▼▼▼

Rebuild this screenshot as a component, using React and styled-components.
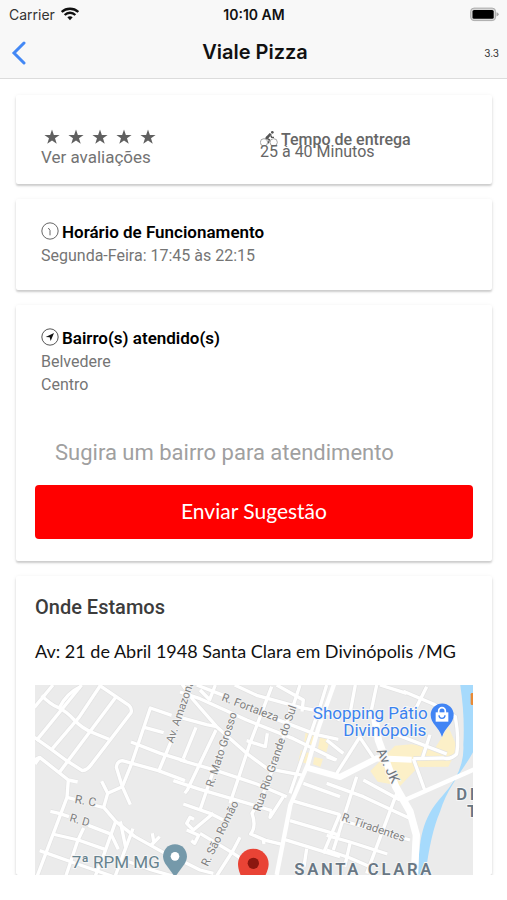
import React from "react";
import styled, { createGlobalStyle } from "styled-components";

const Global = createGlobalStyle`
  *, *::before, *::after { box-sizing: border-box; }
  body { margin: 0; background: #fff; font-family: Roboto, "Liberation Sans", sans-serif; }
  h1, h2, p, ul { margin: 0; padding: 0; }
`;

const Header = styled.header`
  background: #f8f8f8;
  border-bottom: 1px solid #dcdcdc;
  font-family: Inter, "Liberation Sans", sans-serif;
  color: #111;
`;

const Bar = styled.div`
  display: grid;
  grid-template-columns: 1fr auto 1fr;
  align-items: center;
  height: ${(p) => p.$height}px;
  padding: 0 8px 0 ${(p) => p.$left}px;
`;

const Carrier = styled.span`
  display: flex;
  align-items: center;
  gap: 6px;
  font-size: 14px;
  color: #333;
`;

const Time = styled.span`
  font-size: 14px;
  font-weight: 600;
`;

const End = styled.span`
  justify-self: end;
  display: flex;
  font-size: 10px;
  color: #333;
`;

const BackButton = styled.button`
  justify-self: start;
  display: flex;
  padding: 0;
  border: 0;
  background: none;
  cursor: pointer;
`;

const Title = styled.h1`
  font-size: 20px;
  line-height: 24px;
  font-weight: 600;
  padding-bottom: 2px;
`;

const Content = styled.main`
  display: flex;
  flex-direction: column;
  gap: 15px;
  padding: 16px 15px 0 16px;
  overflow: hidden;
`;

const Card = styled.section`
  padding: ${(p) => p.$pad};
  background: #fff;
  border-radius: 2px;
  box-shadow: 0 2px 2px rgba(0, 0, 0, 0.16), 0 1px 4px rgba(0, 0, 0, 0.08);
`;

const Columns = styled.div`
  display: grid;
  grid-template-columns: 1fr 1fr;
`;

const Cell = styled.div`
  padding-left: 6px;
  color: #666;
`;

const Delivery = styled(Cell)`
  padding-top: 7px;
  font-size: 16px;
  line-height: 12px;
`;

const DeliveryTitle = styled.h2`
  display: flex;
  align-items: center;
  gap: 3px;
  height: 12px;
  font-size: 16px;
  line-height: 12px;
  font-weight: 500;
`;

const Stars = styled.div`
  display: flex;
  align-items: center;
  gap: 8px;
  height: 20px;
  padding-left: 3px;
`;

const ReviewsLink = styled.a`
  display: block;
  font-size: 17px;
  line-height: 20px;
  color: #737373;
  text-decoration: none;
`;

const InfoTitle = styled.h2`
  display: flex;
  align-items: center;
  gap: 3px;
  font-size: 17px;
  line-height: 23px;
  font-weight: 600;
  color: #000;

  svg { margin-bottom: 4px; }
`;

const InfoList = styled.ul`
  list-style: none;
  font-size: 16px;
  line-height: 23px;
  color: #757575;
`;

const Form = styled.form`
  display: flex;
  flex-direction: column;
  gap: 5px;
  margin-top: 28px;
`;

const SuggestionInput = styled.input`
  width: 100%;
  height: 56px;
  padding: 0 20px;
  border: 0;
  outline: 0;
  background: transparent;
  font: 22px Roboto, "Liberation Sans", sans-serif;
  color: #333;

  &::placeholder { color: #a0a0a0; opacity: 1; }
`;

const SubmitButton = styled.button`
  height: 54px;
  padding: 0 0 3px;
  border: 0;
  border-radius: 4px;
  background: #ff0000;
  color: #fff;
  font: 400 21px Lato, "Liberation Sans", sans-serif;
  cursor: pointer;
`;

const PlaceTitle = styled.h2`
  font-size: 20px;
  line-height: 24px;
  font-weight: 500;
  color: #3c3c3c;
`;

const Address = styled.p`
  margin: 20px 0 22px;
  font: 400 18px/24px Lato, "Liberation Sans", sans-serif;
  color: #111;
`;

const MapDrawing = styled.svg`
  display: block;
  width: 100%;
  height: 190px;
  font-family: Roboto, "Liberation Sans", sans-serif;
`;

const WifiIcon = () => (
  <svg width="18" height="14" viewBox="0 0 54 42" fill="none" stroke="#111" strokeWidth="7">
    <path d="M2 15C16 2 38 2 52 15" />
    <path d="M11 24C20 15 34 15 43 24" />
    <path d="M19 31C24 27 30 27 35 31L27 40Z" fill="#111" stroke="none" />
  </svg>
);

const BatteryIcon = () => (
  <svg width="29" height="15" viewBox="0 0 93 45">
    <rect x="2" y="2" width="80" height="40" rx="11" fill="#d6d6d6" stroke="#a8a8a8" strokeWidth="3" />
    <rect x="8" y="8" width="68" height="28" rx="5" fill="#000" />
    <path d="M85 15q7 2 7 7t-7 7z" fill="#a8a8a8" />
  </svg>
);

const BackIcon = () => (
  <svg width="15" height="24" viewBox="0 0 15 24" fill="none" stroke="#4388f5" strokeWidth="3">
    <path d="M13 2L3 12L13 22" strokeLinecap="round" strokeLinejoin="miter" />
  </svg>
);

const StarIcon = () => (
  <svg width="16" height="16" viewBox="0 0 24 24" fill="#606060">
    <path d="M12 .8l2.800 8.100h8.600l-6.900 5.100 2.600 8.300-7.100-5.100-7.100 5.100 2.600-8.300L.6 8.900h8.600z" />
  </svg>
);

const BikeIcon = () => (
  <svg width="18" height="18" viewBox="0 0 54 54" fill="none" stroke="#777" strokeWidth="2">
    <circle cx="12" cy="34" r="11" />
    <circle cx="41" cy="34" r="11" />
    <path d="M24 16L18 21L28 26L25 37M32 13L35 19H42" stroke="#555" strokeWidth="4" />
    <path d="M17 19L29 6L35 10L24 23Z" fill="#555" stroke="none" />
    <circle cx="37" cy="4" r="4" fill="#555" stroke="none" />
  </svg>
);

const ClockIcon = () => (
  <svg width="18" height="18" viewBox="0 0 54 54" fill="none" stroke="#666" strokeWidth="3">
    <circle cx="27" cy="27" r="24.500" />
    <path d="M22 18L27 25V40" strokeWidth="3" />
  </svg>
);

const NavigateIcon = () => (
  <svg width="18" height="18" viewBox="0 0 54 54">
    <circle cx="27" cy="27" r="24.500" fill="none" stroke="#555" strokeWidth="3" />
    <path d="M39 15L29 39L26 28L14 27Z" fill="#111" />
  </svg>
);

const roadsWest = [
  "M28 82L84 15",
  "M34 182L170 15",
  "M82 206L162 112L225 18",
  "M104 276L275 48",
  "M50 46Q72 70 98 82T148 120T204 158L252 178",
  "M28 172L76 206L122 240L172 272Q188 270 200 252L318 98Q322 86 312 76L222 15",
  "M104 82Q124 40 166 20",
  "M28 240L44 232L130 300L158 306",
  "M44 232L30 252",
  "M130 300L126 352L36 590",
  "M126 352L150 358M205 375L234 382",
  "M76 394L102 400L132 410M190 436L262 464",
  "M82 462L160 480L240 508",
  "M44 512L140 546L260 588",
  "M176 444L158 482L122 590",
  "M230 304L248 340L236 382L272 424L330 470L420 520",
  "M248 340L292 320L316 374",
  "M292 320L274 262Q276 244 292 242L400 272L480 302",
  "M292 320L320 250L376 84L440 106",
  "M358 142L416 158",
  "M318 186L406 220L484 244",
  "M400 276L440 180",
  "M272 424L238 520L210 590",
  "M258 462L280 508",
  "M286 424L302 502",
  "M324 446L296 520L270 590",
  "M376 498L404 470M386 484L382 460",
  "M296 540L380 570L450 590",
];

const roadsCentre = [
  "M-10 -10L40 60L110 140L205 224L262 266L370 286",
  "M0 36L60 56L200 120L340 176L470 240",
  "M50 15L130 46M230 96L300 122L410 164L475 178",
  "M164 15L230 46L360 82L400 90",
  "M0 112L80 134L110 140",
  "M0 240L110 272L230 312L320 350",
  "M-20 302L60 328L250 384L275 392",
  "M275 392L270 412L310 350",
  "M60 30L90 60M106 15L88 62",
  "M48 142L10 236",
  "M108 150L22 330L14 340",
  "M160 112L108 250L60 390",
  "M275 20L210 190L150 370",
  "M334 74L300 210L250 340L216 400Q230 440 212 462L260 482L310 494",
  "M10 372L90 400L130 420",
  "M42 418L30 412L20 430L40 450L100 400",
  "M20 450L56 466L44 490L34 482",
  "M60 460L160 520L190 540",
  "M180 472L160 510L110 588",
  "M0 540L60 570L100 580",
  "M290 15L370 60L366 95",
  "M262 160L256 200L200 182",
  "M360 15L340 76",
  "M250 480L252 492",
  "M336 362L480 404",
  "M330 422L480 466",
  "M312 478L480 530",
  "M370 310L480 350",
  "M380 506L372 560",
  "M440 15L420 80L330 340",
  "M480 402L430 520",
];

const roadsEast = [
  "M76 15L60 100",
  "M90 170L20 280",
  "M30 120L-20 92",
  "M220 34L310 72L376 110Q388 180 380 222Q362 240 340 234L250 236",
  "M290 20L260 80L230 110",
  "M200 164L350 222",
  "M300 164L278 232",
  "M140 15L120 110",
  "M88 170L130 232",
  "M-10 310L100 350L250 420",
  "M-10 180L40 220",
  "M80 290L10 510",
  "M100 300L210 360",
  "M200 340L110 580",
  "M30 420L240 480",
  "M250 236L284 330",
  "M-10 466L60 486L172 522",
  "M-10 510L60 534L120 560",
  "M60 490L44 560",
  "M150 15L230 40",
  "M-10 230L16 240",
];

const Roads = ({ paths, shift }) => (
  <g transform={`translate(${shift} -15)`}>
    {paths.map((d) => <path key={d} d={d} />)}
  </g>
);

const CityMap = () => (
  <MapDrawing viewBox="0 0 1314 570" preserveAspectRatio="xMinYMin slice" role="img" aria-label="Mapa da região de Santa Clara">
    <rect width="1400" height="600" fill="#ebebeb" />
    <g fill="#fcf0c8">
      <path d="M812 140l26 8-8 40-24-6zM856 152l30 8-12 42-26-8zM798 196l24 8-6 32-26-8zM838 216l26 6-8 24-22-8z" />
      <path d="M1006 258L1080 182L1130 178L1200 190L1240 125L1268 190L1240 245L1150 246L1096 302L1028 290Z" />
    </g>
    <path d="M1275 -5H1320V190C1290 250 1240 300 1215 380Q1185 450 1170 580H1150C1150 470 1160 400 1220 335Q1290 260 1285 180Q1290 90 1275 -5Z" fill="#a6dafc" />
    <g fill="none" stroke="#e2e2e2" strokeWidth="14" strokeLinejoin="round">
      <Roads paths={roadsWest} shift={-30} />
      <Roads paths={roadsCentre} shift={435} />
      <Roads paths={roadsEast} shift={885} />
    </g>
    <g fill="none" stroke="#fff" strokeWidth="10" strokeLinejoin="round">
      <Roads paths={roadsWest} shift={-30} />
      <Roads paths={roadsCentre} shift={435} />
      <Roads paths={roadsEast} shift={885} />
    </g>
    <g fill="none" stroke="#fff" strokeWidth="13" strokeLinejoin="round">
      <path d="M900 -10L850 130L818 240L766 360L725 570" />
      <path d="M815 248L915 276L1025 220L1130 224" strokeWidth="18" />
      <path d="M1110 345L1320 252" />
      <path d="M1018 90L1030 165L1082 305L1125 380L1144 450L1138 570" strokeWidth="22" />
    </g>
    <g fill="#808080" stroke="#f4f4f4" strokeWidth="5" paintOrder="stroke" fontSize="34">
      <text transform="translate(118 354) rotate(10)" fontSize="36">R. C</text>
      <text transform="translate(102 408) rotate(16)">R. D</text>
      <text transform="translate(414 176) rotate(-71)">Av. Amazonas</text>
      <text transform="translate(558 46) rotate(21)">R. Fortaleza</text>
      <text transform="translate(534 308) rotate(-72)">R. Mato Grosso</text>
      <text transform="translate(676 382) rotate(-71)">Rua Rio Grande do Sul</text>
      <text transform="translate(518 546) rotate(-64)">R. São Romão</text>
      <text transform="translate(918 406) rotate(19)">R. Tiradentes</text>
      <text transform="translate(1024 198) rotate(65)" fontSize="40" fill="#6c747b">Av. JK</text>
    </g>
    <g stroke="#f6f6f6" strokeWidth="6" paintOrder="stroke">
      <text x="110" y="548" fontSize="51" fill="#66828e">7ª RPM MG</text>
      <g fill="#3b82ef" fontSize="51" textAnchor="end">
        <text x="1178" y="102">Shopping Pátio</text>
        <text x="1174" y="152">Divinópolis</text>
      </g>
      <g fill="#687784" fontSize="50" fontWeight="600" letterSpacing="8">
        <text x="778" y="571">SANTA CLARA</text>
        <text x="1264" y="346">DI</text>
        <text x="1296" y="396">T</text>
      </g>
    </g>
    <path d="M420 576L391 536C374 510 391 478 420 478S466 510 449 536Z" fill="#7599aa" />
    <circle cx="420" cy="514" r="13" fill="#fff" />
    <path d="M620 578C611 558 609 545 609 537A46 46 0 1 1 701 537C701 545 698 558 688 578Z" fill="#e94335" />
    <circle cx="655" cy="535" r="17" fill="#8c1710" />
    <path d="M1221 156C1212 126 1187 116 1187 90A34 34 0 1 1 1256 90C1256 116 1230 126 1221 156Z" fill="#4285f4" />
    <path d="M1202 82H1240V110H1202Z" fill="#fff" />
    <path d="M1211 84V78A10 10 0 0 1 1231 78V84" fill="none" stroke="#fff" strokeWidth="5" />
    <path d="M1212 91A9 9 0 0 0 1230 91" fill="none" stroke="#4285f4" strokeWidth="4" />
    <rect x="1307" y="24" width="20" height="36" rx="4" fill="#e98a35" />
  </MapDrawing>
);

export default function App() {
  return (
    <>
      <Global />
      <Header>
        <Bar $height={28} $left={9}>
          <Carrier>Carrier <WifiIcon /></Carrier>
          <Time>10:10 AM</Time>
          <End><BatteryIcon /></End>
        </Bar>
        <Bar $height={50} $left={11}>
          <BackButton type="button" aria-label="Voltar"><BackIcon /></BackButton>
          <Title>Viale Pizza</Title>
          <End>3.3</End>
        </Bar>
      </Header>
      <Content>
        <Card $pad="32px 19px 17px">
          <Columns>
            <Cell>
              <Stars>{[1, 2, 3, 4, 5].map((n) => <StarIcon key={n} />)}</Stars>
              <ReviewsLink href="#avaliacoes">Ver avaliações</ReviewsLink>
            </Cell>
            <Delivery>
              <DeliveryTitle><BikeIcon />Tempo de entrega</DeliveryTitle>
              <p>25 à 40 Minutos</p>
            </Delivery>
          </Columns>
        </Card>
        <Card $pad="22px 19px 23px">
          <Cell>
            <InfoTitle><ClockIcon />Horário de Funcionamento</InfoTitle>
            <InfoList><li>Segunda-Feira: 17:45 às 22:15</li></InfoList>
          </Cell>
        </Card>
        <Card $pad="22px 19px 22px">
          <Cell>
            <InfoTitle><NavigateIcon />Bairro(s) atendido(s)</InfoTitle>
            <InfoList><li>Belvedere</li><li>Centro</li></InfoList>
          </Cell>
          <Form onSubmit={(e) => e.preventDefault()}>
            <SuggestionInput type="text" aria-label="Sugira um bairro para atendimento" placeholder="Sugira um bairro para atendimento" />
            <SubmitButton type="submit">Enviar Sugestão</SubmitButton>
          </Form>
        </Card>
        <Card $pad="19px 19px 0">
          <PlaceTitle>Onde Estamos</PlaceTitle>
          <Address>Av: 21 de Abril 1948 Santa Clara em Divinópolis /MG</Address>
          <CityMap />
        </Card>
      </Content>
    </>
  );
}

▲▲▲

Find all lines where the word "React" appears. Copy them.

Rebuild this screenshot as a component, using React and styled-components.
import React from "react";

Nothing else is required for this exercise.